Let's Normalize Counseling

Updated: Apr 25


Can I be honest for a second? I’ve been to counseling. Yep, me - bubbly and joyful Kristin. Does that seem surprising? Is that something that can make you think differently about me?


I’ve noticed that when counseling gets brought up in conversation, there’s this weird "shift" that happens. People feel the need to defend their own mental health as “not that bad” or think of extreme cases of other people where counseling is needed in more obvious ways.


Can we start to normalize counseling, especially among Christians? Instead of seeing someone seeking help as weak, what if we started to celebrate their strength and courage in asking for help?

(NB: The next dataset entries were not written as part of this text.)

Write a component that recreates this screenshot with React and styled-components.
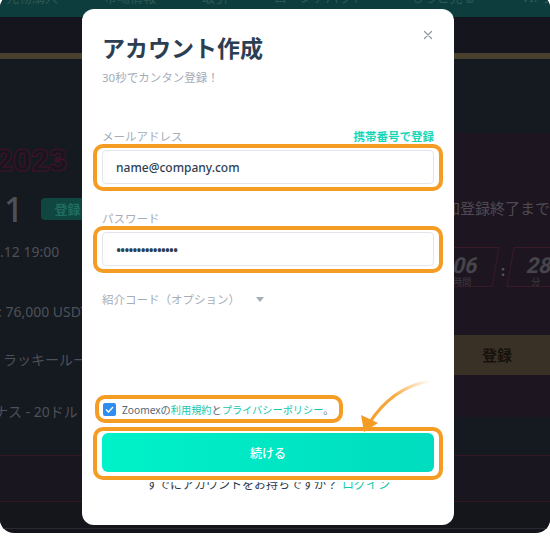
import React from 'react';
import styled, { createGlobalStyle } from 'styled-components';

const GlobalStyle = createGlobalStyle`
  html, body {
    margin: 0;
    padding: 0;
    background: #ffffff;
    font-family: "Noto Sans", "Noto Sans CJK JP", sans-serif;
  }
  #root {
    width: 550px;
    height: 536px;
    overflow: hidden;
  }
`;

const Frame = styled.div`
  position: relative;
  width: 550px;
  height: 539px;
  margin-top: -6px;
  border-radius: 14px;
  overflow: hidden;
  background: #14151c;
  display: flex;
  flex-direction: column;
`;

const TopNav = styled.div`
  height: 23px;
  background: #0d3e3d;
  display: flex;
  align-items: flex-start;
  gap: 46px;
  padding-left: 6px;
  flex-shrink: 0;
`;

const NavItem = styled.span`
  margin-top: -4px;
  font-size: 13px;
  line-height: 14px;
  color: #2f5856;
  white-space: nowrap;
`;

const DarkBand = styled.div`
  height: 36px;
  background: #14151d;
  border-bottom: 6px solid #4a402f;
  flex-shrink: 0;
`;

const Content = styled.div`
  height: 396px;
  display: flex;
  background: #151920;
  flex-shrink: 0;
`;

const LeftColumn = styled.div`
  flex: 1;
  display: flex;
  flex-direction: column;
  padding-top: 84px;
  color: #4d5159;
  white-space: nowrap;
`;

const YearText = styled.div`
  margin-left: -5px;
  font-family: Roboto, "Noto Sans", sans-serif;
  font-weight: 900;
  font-size: 31px;
  line-height: 36px;
  color: #17151d;
  -webkit-text-stroke: 1px #45122a;
`;

const DateRow = styled.div`
  margin-top: 15px;
  display: flex;
  align-items: center;
  gap: 18px;
`;

const BigNumber = styled.span`
  margin-left: 4px;
  font-size: 34px;
  font-weight: 500;
  line-height: 30px;
  color: #4c5058;
`;

const GreenBadge = styled.span`
  width: 90px;
  height: 22px;
  border-radius: 4px;
  background: #0f4640;
  color: #1f6d60;
  font-size: 13px;
  font-weight: 700;
  line-height: 22px;
  padding-left: 13px;
  box-sizing: border-box;
`;

const InfoLine = styled.div`
  margin-top: ${(p) => p.$gap}px;
  margin-left: ${(p) => p.$shift || 0}px;
  font-size: 14px;
  line-height: 20px;
  color: #4d5159;
`;

const RightPanel = styled.div`
  width: 120px;
  margin-top: 74px;
  height: 284px;
  background: #1d1620;
  display: flex;
  flex-direction: column;
  padding-top: 66px;
  box-sizing: border-box;
  white-space: nowrap;
`;

const PanelTitle = styled.div`
  font-size: 15px;
  line-height: 18px;
  color: #4f4a55;
`;

const Countdown = styled.div`
  margin-top: 30px;
  display: flex;
  align-items: center;
  margin-left: 8px;
`;

const TimeBox = styled.div`
  width: 58px;
  height: 40px;
  border: 1px solid #3b1a28;
  transform: skewX(-10deg);
  display: flex;
  flex-direction: column;
  align-items: center;
  box-sizing: border-box;
  padding-top: 7px;
  flex-shrink: 0;
`;

const TimeValue = styled.span`
  transform: skewX(4deg);
  font-family: Roboto, sans-serif;
  font-style: italic;
  font-weight: 700;
  font-size: 22px;
  line-height: 22px;
  color: #47444c;
  margin-left: ${(p) => p.$shift || 0}px;
`;

const TimeUnit = styled.span`
  transform: skewX(10deg);
  font-size: 9px;
  line-height: 10px;
  color: #3e3a42;
  margin-left: ${(p) => p.$shift || 0}px;
`;

const Colon = styled.span`
  width: 14px;
  text-align: center;
  font-size: 14px;
  font-weight: 700;
  color: #5a5660;
  padding-top: 6px;
  flex-shrink: 0;
`;

const GoldButton = styled.div`
  margin-top: 48px;
  margin-left: 10px;
  width: 114px;
  height: 40px;
  flex-shrink: 0;
  background: #3a3126;
  color: #15120e;
  font-size: 15px;
  font-weight: 700;
  line-height: 40px;
  text-align: center;
`;

const StripeBand = styled.div`
  height: 45px;
  background: #1a1620;
  border-top: 1px solid #361523;
  border-bottom: 1px solid #361523;
  flex-shrink: 0;
`;

const BottomBand = styled.div`
  height: 26px;
  background: #15151c;
  border-bottom: 1px solid #2a2a31;
  flex-shrink: 0;
`;

const ModalLayer = styled.div`
  position: absolute;
  left: 82px;
  top: 15px;
  z-index: 5;
`;

const Modal = styled.div`
  position: relative;
  width: 372px;
  height: 516px;
  background: #ffffff;
  border-radius: 12px;
  padding: 23px 20px 0;
  box-sizing: border-box;
  display: flex;
  flex-direction: column;
`;

const CloseButton = styled.div`
  position: absolute;
  top: 20px;
  right: 20px;
  width: 12px;
  height: 12px;
  display: flex;
`;

const Title = styled.h1`
  margin: 0;
  font-size: 23px;
  line-height: 32px;
  font-weight: 700;
  color: #2c3e52;
`;

const Subtitle = styled.p`
  margin: 5px 0 0;
  font-size: 11.5px;
  line-height: 18px;
  color: #a3acb7;
`;

const LabelRow = styled.div`
  margin-top: ${(p) => p.$gap}px;
  display: flex;
  justify-content: space-between;
  align-items: center;
  height: 16px;
`;

const Label = styled.span`
  font-size: 11.5px;
  color: #a5adb8;
`;

const SwitchLink = styled.span`
  font-size: 11.5px;
  font-weight: 700;
  color: #19d6b6;
`;

const Highlight = styled.div`
  position: relative;
  z-index: 2;
  background: #ffffff;
  border: 4px solid #f59c24;
  border-radius: 10px;
  box-shadow: 0 0 0 2px #ffffff;
  padding: 2px 5px 3px;
  margin: 0 -9px;
`;

const CheckHighlight = styled(Highlight)`
  align-self: flex-start;
  margin: 88px 0 0 -7px;
  padding: 0 5px 0 4px;
  height: 20px;
  display: flex;
  align-items: center;
  gap: 6px;
`;

const ButtonHighlight = styled(Highlight)`
  margin-top: 4px;
  padding: 2px 5px 4px;
`;

const Input = styled.div`
  height: 34px;
  border: 1px solid #e2e6ec;
  border-radius: 4px;
  box-sizing: border-box;
  padding-left: 13px;
  display: flex;
  align-items: center;
  font-size: ${(p) => (p.$secret ? 14 : 12)}px;
  font-weight: 500;
  color: #2e3f54;
  letter-spacing: ${(p) => (p.$secret ? '-1.2px' : '0')};
`;

const Referral = styled.div`
  margin-top: 18px;
  display: flex;
  align-items: center;
  gap: 16px;
  height: 16px;
  font-size: 11.5px;
  color: #a5adb8;
`;

const CheckBox = styled.span`
  width: 13px;
  height: 13px;
  border-radius: 2px;
  background: #2e8df0;
  display: flex;
  align-items: center;
  justify-content: center;
`;

const AgreeText = styled.span`
  font-size: 10.2px;
  color: #5a6676;
  white-space: nowrap;
`;

const Teal = styled.span`
  color: #17c9aa;
`;

const SubmitButton = styled.div`
  height: 39px;
  border-radius: 6px;
  background: linear-gradient(90deg, #00f2c9 0%, #00dcbf 100%);
  color: #ffffff;
  font-size: 12px;
  font-weight: 500;
  display: flex;
  align-items: center;
  justify-content: center;
`;

const Footer = styled.div`
  position: relative;
  z-index: 1;
  margin-top: -4px;
  text-align: center;
  font-size: 12px;
  line-height: 18px;
  color: #2e3d4f;
`;

const FooterLink = styled.span`
  color: #17c9aa;
  margin-left: 4px;
`;

const Arrow = styled.svg`
  position: absolute;
  left: 270px;
  top: 368px;
  z-index: 3;
`;

const App = () => {
  return (
    <>
      <GlobalStyle />
      <Frame>
        <TopNav>
          <NavItem>先物購入</NavItem>
          <NavItem>市場情報</NavItem>
          <NavItem>取引</NavItem>
          <NavItem>ローンチパッド</NavItem>
          <NavItem>もっと見る</NavItem>
          <NavItem>VIPプラン</NavItem>
        </TopNav>
        <DarkBand />
        <Content>
          <LeftColumn>
            <YearText>2023</YearText>
            <DateRow>
              <BigNumber>1</BigNumber>
              <GreenBadge>登録</GreenBadge>
            </DateRow>
            <InfoLine $gap={18}>.12 19:00</InfoLine>
            <InfoLine $gap={40} $shift={-2}>: 76,000 USDT</InfoLine>
            <InfoLine $gap={28} $shift={3}>ラッキールーレット</InfoLine>
            <InfoLine $gap={32} $shift={-6}>ナス - 20ドル</InfoLine>
          </LeftColumn>
          <RightPanel>
            <PanelTitle>参加登録終了まであと</PanelTitle>
            <Countdown>
              <TimeBox>
                <TimeValue $shift={-3}>06</TimeValue>
                <TimeUnit $shift={-3}>時間</TimeUnit>
              </TimeBox>
              <Colon>:</Colon>
              <TimeBox>
                <TimeValue>28</TimeValue>
                <TimeUnit>分</TimeUnit>
              </TimeBox>
            </Countdown>
            <GoldButton>登録</GoldButton>
          </RightPanel>
        </Content>
        <StripeBand />
        <BottomBand />

        <ModalLayer>
          <Modal>
            <CloseButton>
              <svg width="12" height="12" viewBox="0 0 12 12">
                <path d="M2.5 2.5 L9.5 9.5 M9.5 2.5 L2.5 9.5" stroke="#8f9aa6" strokeWidth="1.2" strokeLinecap="round" />
              </svg>
            </CloseButton>
            <Title>アカウント作成</Title>
            <Subtitle>30秒でカンタン登録！</Subtitle>

            <LabelRow $gap={41}>
              <Label>メールアドレス</Label>
              <SwitchLink>携帯番号で登録</SwitchLink>
            </LabelRow>
            <Highlight>
              <Input>name@company.com</Input>
            </Highlight>

            <LabelRow $gap={19}>
              <Label>パスワード</Label>
            </LabelRow>
            <Highlight>
              <Input $secret>•••••••••••••••</Input>
            </Highlight>

            <Referral>
              <span>紹介コード（オプション）</span>
              <svg width="8" height="5" viewBox="0 0 8 5">
                <path d="M0 0 L8 0 L4 5 Z" fill="#a5adb8" />
              </svg>
            </Referral>

            <CheckHighlight>
              <CheckBox>
                <svg width="9" height="7" viewBox="0 0 9 7">
                  <path d="M1 3.5 L3.5 6 L8 1" stroke="#ffffff" strokeWidth="1.4" fill="none" />
                </svg>
              </CheckBox>
              <AgreeText>
                Zoomexの<Teal>利用規約</Teal>と<Teal>プライバシーポリシー</Teal>。
              </AgreeText>
            </CheckHighlight>

            <ButtonHighlight>
              <SubmitButton>続ける</SubmitButton>
            </ButtonHighlight>

            <Footer>
              すでにアカウントをお持ちですか？<FooterLink>ログイン</FooterLink>
            </Footer>

            <Arrow width="90" height="60" viewBox="0 0 90 60">
              <defs>
                <linearGradient id="arrowFade" x1="1" y1="0" x2="0" y2="1">
                  <stop offset="0" stopColor="#f59c24" stopOpacity="0" />
                  <stop offset="0.45" stopColor="#f59c24" stopOpacity="0.85" />
                  <stop offset="1" stopColor="#f59c24" />
                </linearGradient>
              </defs>
              <path d="M78 4 Q40 10 16 48" stroke="url(#arrowFade)" strokeWidth="3.2" fill="none" strokeLinecap="round" />
              <path d="M12 55 L9 38 L26 46 Z" fill="#f59c24" />
            </Arrow>
          </Modal>
        </ModalLayer>
      </Frame>
    </>
  );
};

export default App;
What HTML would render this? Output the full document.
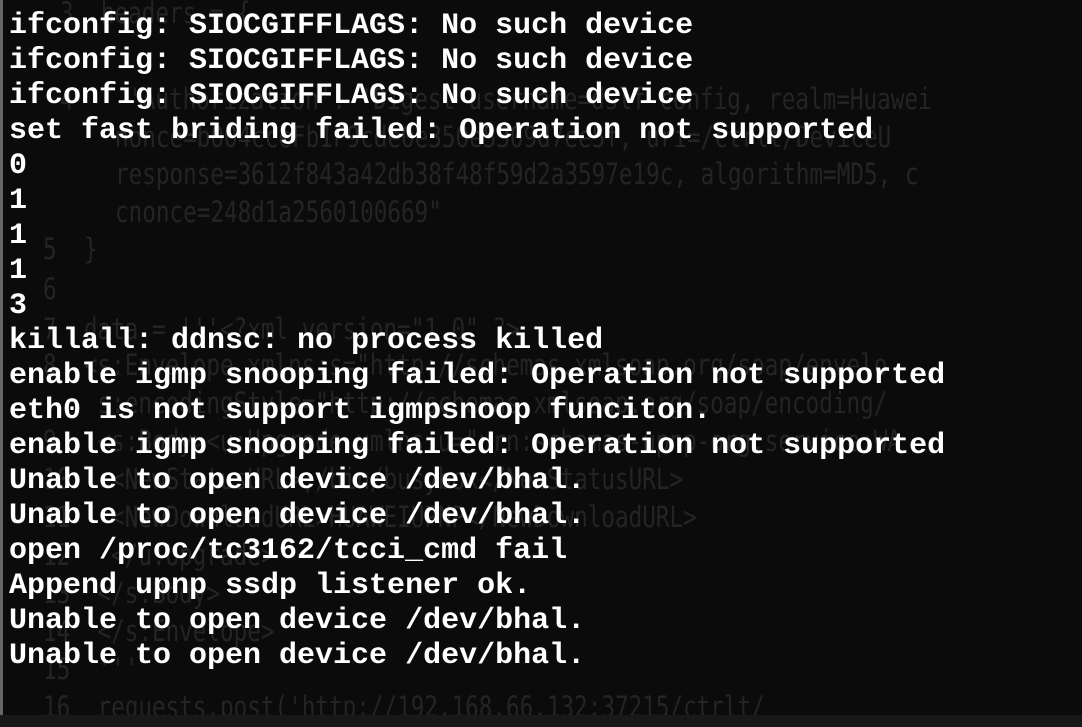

After all, aren’t we all in need of Jesus’s grace? Aren’t we all being made new day by day?


In an effort to help “normalize counseling,” here’s a snapshot of a chapter in my story.


In my early 20’s at my first “big girl job” with my brand new husband and my new life of “adulting” I found myself more anxious than I’d ever been. On paper I was living the dream.

Yet, I found myself being easily triggered by work email notifications and people’s Facebook posts causing me to spiral into anxious and self-deprecating thoughts. In the worst moments, my heart would feel like it was pounding out of my chest.


So, I decided to ask for help.


I realized that the negative thoughts that were filling my head, the unhealthy desire to please people, and the physical toll it was having on my body just wasn’t how I wanted to live. I had way too much life ahead of me to be stuck in this negative pattern.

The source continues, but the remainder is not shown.